Demands for Preservation of Evidence
Once a lawsuit is initiated, there are a number of components that all sides need to take into account. Whether there is a deposition or discovery, one important part of the process is having access to and providing evidence. However, what happens when there is an actual demand for preservation of evidence?
Preservation of Evidence-Description
One way that an attorney may make an individual aware of a lawsuit is through a letter demanding preservation of evidence. A preservation of evidence request is designed to allow the letter recipient to preserve evidence, whether or not they are aware of the lawsuit or not.
How it Works
There can be a number of ways that the preservation of evidence letter is initiated. One example is when a lawyer may issue a demand for preservation of evidence letter during the course of correspondence between the parties. At the same time, an attorney may issue the request for preservation after both sides have discussed the pertinent issues in the case.
When the preservation for evidence request is issued, a hold must be placed on all relevant evidence to the lawsuit. This includes but is not limited to emails, documents, and any other written correspondence between the parties.
There are several factors that an individual needs to keep in mind when they do receive the demand for preservation of evidence. First, it is crucial to keep in mind how the request may affect any evidence, including electronically stored information. There can be a tendency to maintain electronically stored information for a certain amount of time before deleting the documents, which could ultimately hurt a company or individual.

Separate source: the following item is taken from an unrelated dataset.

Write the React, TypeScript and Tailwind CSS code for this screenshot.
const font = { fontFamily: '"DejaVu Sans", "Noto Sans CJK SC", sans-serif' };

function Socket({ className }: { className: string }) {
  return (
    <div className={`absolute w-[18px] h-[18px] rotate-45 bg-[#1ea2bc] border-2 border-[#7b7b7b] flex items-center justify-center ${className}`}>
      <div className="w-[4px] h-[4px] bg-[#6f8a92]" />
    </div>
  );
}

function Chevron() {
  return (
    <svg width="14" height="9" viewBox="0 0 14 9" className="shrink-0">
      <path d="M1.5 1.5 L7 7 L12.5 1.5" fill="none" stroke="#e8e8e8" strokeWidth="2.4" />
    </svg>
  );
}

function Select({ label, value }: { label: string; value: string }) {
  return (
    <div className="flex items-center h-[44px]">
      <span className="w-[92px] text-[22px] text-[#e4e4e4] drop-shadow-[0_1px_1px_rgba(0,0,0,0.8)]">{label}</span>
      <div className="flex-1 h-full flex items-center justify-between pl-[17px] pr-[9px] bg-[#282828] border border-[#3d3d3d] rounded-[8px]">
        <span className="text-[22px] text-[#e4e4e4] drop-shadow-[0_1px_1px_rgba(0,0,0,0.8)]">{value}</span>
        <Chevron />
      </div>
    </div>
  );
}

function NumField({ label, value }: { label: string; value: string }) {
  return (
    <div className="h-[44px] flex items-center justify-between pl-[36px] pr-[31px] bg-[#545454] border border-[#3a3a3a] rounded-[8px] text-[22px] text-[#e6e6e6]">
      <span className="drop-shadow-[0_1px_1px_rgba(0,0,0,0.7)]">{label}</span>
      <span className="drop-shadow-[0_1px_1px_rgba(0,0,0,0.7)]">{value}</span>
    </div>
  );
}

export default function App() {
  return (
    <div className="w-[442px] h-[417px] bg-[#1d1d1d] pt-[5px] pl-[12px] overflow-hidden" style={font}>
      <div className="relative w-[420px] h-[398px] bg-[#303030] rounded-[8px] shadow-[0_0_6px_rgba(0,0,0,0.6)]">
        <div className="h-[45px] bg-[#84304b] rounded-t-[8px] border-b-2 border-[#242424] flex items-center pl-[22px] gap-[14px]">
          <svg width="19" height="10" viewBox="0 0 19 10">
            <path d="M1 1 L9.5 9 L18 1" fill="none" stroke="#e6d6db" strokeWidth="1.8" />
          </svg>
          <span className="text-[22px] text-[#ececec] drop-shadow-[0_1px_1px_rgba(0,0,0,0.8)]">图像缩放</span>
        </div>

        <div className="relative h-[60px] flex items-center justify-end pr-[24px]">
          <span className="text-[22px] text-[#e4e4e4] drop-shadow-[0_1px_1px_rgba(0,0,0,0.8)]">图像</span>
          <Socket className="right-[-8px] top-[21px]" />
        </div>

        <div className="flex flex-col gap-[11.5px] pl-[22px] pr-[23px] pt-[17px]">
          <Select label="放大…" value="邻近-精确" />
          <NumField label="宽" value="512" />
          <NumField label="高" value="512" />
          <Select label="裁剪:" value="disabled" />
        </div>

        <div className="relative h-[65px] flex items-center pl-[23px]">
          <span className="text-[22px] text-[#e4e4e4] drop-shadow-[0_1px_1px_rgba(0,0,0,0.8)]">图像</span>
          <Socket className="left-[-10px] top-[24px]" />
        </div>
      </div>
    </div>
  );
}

At the same time, electronic data may be removed from a server or system a business or person may not consider important at the time the demand is issued. This could mean that relevant information may not be provided to the opposing party.
Physical Evidence Preservation
When making a demand for evidence, the request may involve physical evidence. Collecting physical evidence is designed to protect the due process of law for a defendant in a lawsuit. In addition, the physical evidence forces the opposing party to disclose all information that they have which could benefit or hurt the defendant in a lawsuit.

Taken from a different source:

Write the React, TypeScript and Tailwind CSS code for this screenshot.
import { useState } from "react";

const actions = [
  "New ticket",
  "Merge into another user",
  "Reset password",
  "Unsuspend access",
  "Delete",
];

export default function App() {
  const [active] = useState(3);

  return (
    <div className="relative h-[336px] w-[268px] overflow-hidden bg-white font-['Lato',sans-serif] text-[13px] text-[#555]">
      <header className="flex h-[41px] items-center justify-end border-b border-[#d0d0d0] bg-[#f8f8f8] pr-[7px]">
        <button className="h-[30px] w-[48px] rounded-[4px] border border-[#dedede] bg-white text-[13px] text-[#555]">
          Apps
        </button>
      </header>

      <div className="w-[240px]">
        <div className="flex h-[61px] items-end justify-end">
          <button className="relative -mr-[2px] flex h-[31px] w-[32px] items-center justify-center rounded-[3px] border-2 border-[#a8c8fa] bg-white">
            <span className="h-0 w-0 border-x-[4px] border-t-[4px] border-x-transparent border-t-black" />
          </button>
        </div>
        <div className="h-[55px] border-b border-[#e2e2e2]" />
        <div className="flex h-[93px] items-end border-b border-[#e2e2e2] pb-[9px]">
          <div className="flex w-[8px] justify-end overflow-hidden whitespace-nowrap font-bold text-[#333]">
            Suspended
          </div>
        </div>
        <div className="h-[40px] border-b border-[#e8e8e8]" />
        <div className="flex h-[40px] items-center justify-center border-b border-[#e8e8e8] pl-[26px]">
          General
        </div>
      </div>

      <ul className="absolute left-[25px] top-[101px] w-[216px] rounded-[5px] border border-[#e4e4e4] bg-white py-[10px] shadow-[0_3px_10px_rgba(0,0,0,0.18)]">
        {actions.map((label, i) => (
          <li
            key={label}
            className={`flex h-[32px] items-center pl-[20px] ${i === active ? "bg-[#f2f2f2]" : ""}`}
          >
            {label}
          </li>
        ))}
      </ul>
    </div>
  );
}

Furthermore, all collected physical evidence does not need to be preserved. Rather, the duty to preserve any gathered physical information extends to any evidence which may play a pertinent role in the defense of the individual in question. These two types of evidence can be material, which relates to an issue involving the defendant’s case; and exculpatory evidence, which is evidence that usually clears the defendant of any guilt in the case.
Other Kinds of Evidence
There are several other types of evidence that need to be preserved. These categories include but are not limited to crime scene evidence, such as a murder weapon or photographs of a scene; tape recordings and videos of any statements made by the defendant or witnesses; any investigative notes that were made when a defendant was interrogated; and any applicable 911 emergency calls.
Conclusion
Whenever a business or person receives a demand for preservation of evidence, it is important to speak with a business attorney. The lawyer can help the company or individual in question navigate through any potential issues and determine how best to proceed. In addition, the attorney can explain what may happen if evidence is not provided or inadvertently removed from a storage system. Lastly, a lawyer can provide insight on the correct process to provide any information to the requesting party.